■ **THE EXERCISE**
Only the lines from the start of the data below through the line that contains "import React from" are to be copied, exactly and without pictures.

■ **PROVIDED MATERIAL**
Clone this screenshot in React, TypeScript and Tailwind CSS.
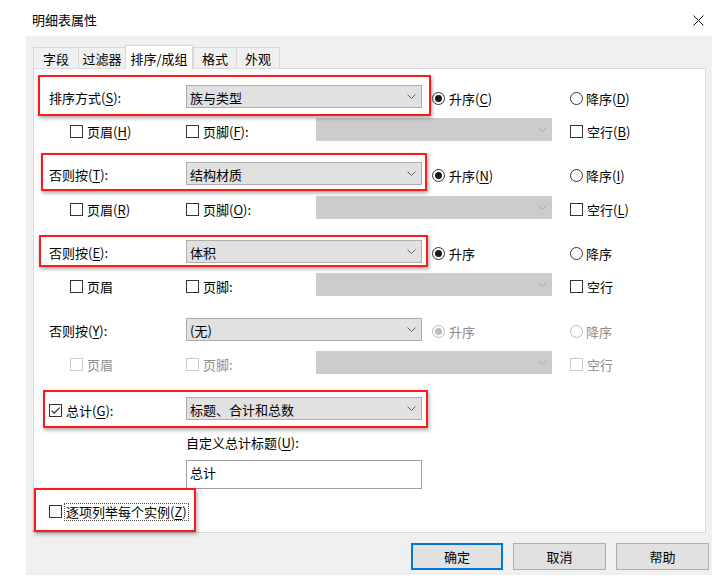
import React from "react";

function Check({ checked = false, disabled = false }: { checked?: boolean; disabled?: boolean }) {
  return (
    <span
      className={`inline-flex h-[13px] w-[13px] shrink-0 items-center justify-center border bg-white ${
        disabled ? "border-[#cccccc]" : "border-[#333333]"
      }`}
    >
      {checked && (
        <svg width="11" height="11" viewBox="0 0 11 11">
          <path d="M1.6 5.6 L4.2 8.2 L9.6 2.6" fill="none" stroke="#222222" strokeWidth="1.1" />
        </svg>
      )}
    </span>
  );
}

function Radio({ checked = false, disabled = false }: { checked?: boolean; disabled?: boolean }) {
  return (
    <span
      className={`inline-flex h-[13px] w-[13px] shrink-0 items-center justify-center rounded-full border bg-white ${
        disabled ? "border-[#bcbcbc]" : "border-[#333333]"
      }`}
    >
      {checked && (
        <span className={`h-[7px] w-[7px] rounded-full ${disabled ? "bg-[#bcbcbc]" : "bg-[#1a1a1a]"}`} />
      )}
    </span>
  );
}

function Select({ value = "", disabled = false }: { value?: string; disabled?: boolean }) {
  return (
    <div
      className={`flex h-[23px] w-[236px] shrink-0 items-center justify-between pl-[3px] pr-[5px] ${
        disabled ? "bg-[#cccccc]" : "border border-[#adadad] bg-[#e1e1e1]"
      }`}
    >
      <span className="mt-[2px]">{value}</span>
      <svg width="9" height="5" viewBox="0 0 9 5">
        <path d="M0.5 0.5 L4.5 4.5 L8.5 0.5" fill="none" stroke={disabled ? "#a8a8a8" : "#606060"} />
      </svg>
    </div>
  );
}

function U({ c }: { c: string }) {
  return <u className="decoration-1 underline-offset-[2px]">{c}</u>;
}

function MainRow({
  label,
  value,
  asc,
  desc,
  disabledRadios = false,
}: {
  label: React.ReactNode;
  value: string;
  asc: React.ReactNode;
  desc: React.ReactNode;
  disabledRadios?: boolean;
}) {
  const tc = disabledRadios ? "text-[#8c8c8c]" : "";
  return (
    <div className="flex h-[23px] items-center">
      <div className="mt-[3px] w-[152px] shrink-0 pl-[15px]">{label}</div>
      <Select value={value} />
      <div className="ml-[10px] mt-[4px] flex w-[138px] shrink-0 items-center gap-[4px]">
        <Radio checked disabled={disabledRadios} />
        <span className={tc}>{asc}</span>
      </div>
      <div className="mt-[4px] flex items-center gap-[3px]">
        <Radio disabled={disabledRadios} />
        <span className={tc}>{desc}</span>
      </div>
    </div>
  );
}

function SubRow({
  h,
  f,
  b,
  disabled = false,
}: {
  h: React.ReactNode;
  f: React.ReactNode;
  b: React.ReactNode;
  disabled?: boolean;
}) {
  const tc = disabled ? "text-[#8c8c8c]" : "";
  return (
    <div className="flex h-[23px] items-center">
      <div className="ml-[36px] mt-[4px] flex w-[116px] shrink-0 items-center gap-[4px]">
        <Check disabled={disabled} />
        <span className={tc}>{h}</span>
      </div>
      <div className="mt-[4px] flex w-[130px] shrink-0 items-center gap-[4px]">
        <Check disabled={disabled} />
        <span className={tc}>{f}</span>
      </div>
      <Select disabled />
      <div className="ml-[18px] mt-[4px] flex items-center gap-[4px]">
        <Check disabled={disabled} />
        <span className={tc}>{b}</span>
      </div>
    </div>
  );
}

function RedBox({ cls }: { cls: string }) {
  return (
    <div
      className={`pointer-events-none absolute border-2 border-[#ff1a1a] shadow-[1px_2px_4px_rgba(0,0,0,0.35)] ${cls}`}
    />
  );
}

export default function App() {
  const tabs = [
    { t: "字段", w: "w-[45px]" },
    { t: "过滤器", w: "w-[47px]" },
    { t: "排序/成组", w: "w-[68px]", active: true },
    { t: "格式", w: "w-[43px]" },
    { t: "外观", w: "w-[44px]" },
  ];
  return (
    <div className="h-[581px] w-[728px] overflow-hidden bg-white font-['Noto_Sans_CJK_SC',sans-serif] text-[13px] leading-[16px] text-black">
      {/* title bar */}
      <div className="flex h-[36px] items-center justify-between pl-[32px] pr-[24px] pt-[4px]">
        <span>明细表属性</span>
        <svg width="11" height="11" viewBox="0 0 11 11">
          <path d="M0.5 0.5 L10.5 10.5 M10.5 0.5 L0.5 10.5" stroke="#111111" strokeWidth="1" />
        </svg>
      </div>

      {/* body */}
      <div className="ml-[26px] h-[539px] w-[686px] bg-[#f0f0f0] pl-[7px] pt-[9px]">
        {/* tabs */}
        <div className="flex h-[23px] items-end">
          {tabs.map((tb, i) =>
            tb.active ? (
              <div
                key={i}
                className={`relative z-10 -mb-px flex h-[24px] ${tb.w} shrink-0 items-center justify-center border border-b-0 border-[#d9d9d9] bg-white pt-[2px]`}
              >
                {tb.t}
              </div>
            ) : (
              <div
                key={i}
                className={`flex h-[21px] ${tb.w} shrink-0 items-center justify-center border-l border-t border-[#d9d9d9] bg-[#f0f0f0] pt-[2px] ${
                  i === tabs.length - 1 ? "border-r" : ""
                }`}
              >
                {tb.t}
              </div>
            )
          )}
        </div>

        {/* panel */}
        <div className="relative h-[465px] w-[673px] border border-[#d9d9d9] bg-white pt-[16px]">
          <MainRow
            label={<>排序方式(<U c="S" />):</>}
            value="族与类型"
            asc={<>升序(<U c="C" />)</>}
            desc={<>降序(<U c="D" />)</>}
          />
          <div className="mt-[10px]">
            <SubRow h={<>页眉(<U c="H" />)</>} f={<>页脚(<U c="F" />):</>} b={<>空行(<U c="B" />)</>} />
          </div>
          <div className="mt-[21px]">
            <MainRow
              label={<>否则按(<U c="T" />):</>}
              value="结构材质"
              asc={<>升序(<U c="N" />)</>}
              desc={<>降序(<U c="I" />)</>}
            />
          </div>
          <div className="mt-[11px]">
            <SubRow h={<>页眉(<U c="R" />)</>} f={<>页脚(<U c="O" />):</>} b={<>空行(<U c="L" />)</>} />
          </div>
          <div className="mt-[21px]">
            <MainRow label={<>否则按(<U c="E" />):</>} value="体积" asc="升序" desc="降序" />
          </div>
          <div className="mt-[10px]">
            <SubRow h="页眉" f="页脚:" b="空行" />
          </div>
          <div className="mt-[22px]">
            <MainRow label={<>否则按(<U c="Y" />):</>} value="(无)" asc="升序" desc="降序" disabledRadios />
          </div>
          <div className="mt-[10px]">
            <SubRow h="页眉" f="页脚:" b="空行" disabled />
          </div>
          <div className="mt-[23px] flex h-[23px] items-center">
            <div className="mt-[4px] flex w-[152px] shrink-0 items-center gap-[4px] pl-[15px]">
              <Check checked />
              <span>
                总计(<U c="G" />):
              </span>
            </div>
            <Select value="标题、合计和总数" />
          </div>
          <div className="ml-[152px] mt-[15px] h-[16px]">
            自定义总计标题(<U c="U" />):
          </div>
          <div className="ml-[152px] mt-[9px] h-[29px] w-[236px] border border-[#a0a0a0] pl-[3px] pt-[4px]">
            总计
          </div>
          <div className="ml-[15px] mt-[13px] flex h-[19px] items-center gap-[2px]">
            <Check />
            <span className="border border-dotted border-[#555555] px-px leading-[16px]">
              逐项列举每个实例(<U c="Z" />)
            </span>
          </div>

          <RedBox cls="left-[4px] top-[6px] h-[41px] w-[393px]" />
          <RedBox cls="left-[7px] top-[84px] h-[38px] w-[386px]" />
          <RedBox cls="left-[5px] top-[166px] h-[32px] w-[389px]" />
          <RedBox cls="left-[9px] top-[321px] h-[38px] w-[385px]" />
          <RedBox cls="left-[0px] top-[419px] h-[44px] w-[162px]" />
        </div>

        {/* buttons */}
        <div className="mt-[10px] flex justify-end gap-[10px] pr-[3px]">
          <button className="h-[27px] w-[92px] border-2 border-[#0078d7] bg-[#e1e1e1]">确定</button>
          <button className="h-[27px] w-[93px] border border-[#adadad] bg-[#e1e1e1]">取消</button>
          <button className="h-[27px] w-[93px] border border-[#adadad] bg-[#e1e1e1]">帮助</button>
        </div>
      </div>
    </div>
  );
}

■ **RESULT OF THIS TASK**
Clone this screenshot in React, TypeScript and Tailwind CSS.
import React from "react";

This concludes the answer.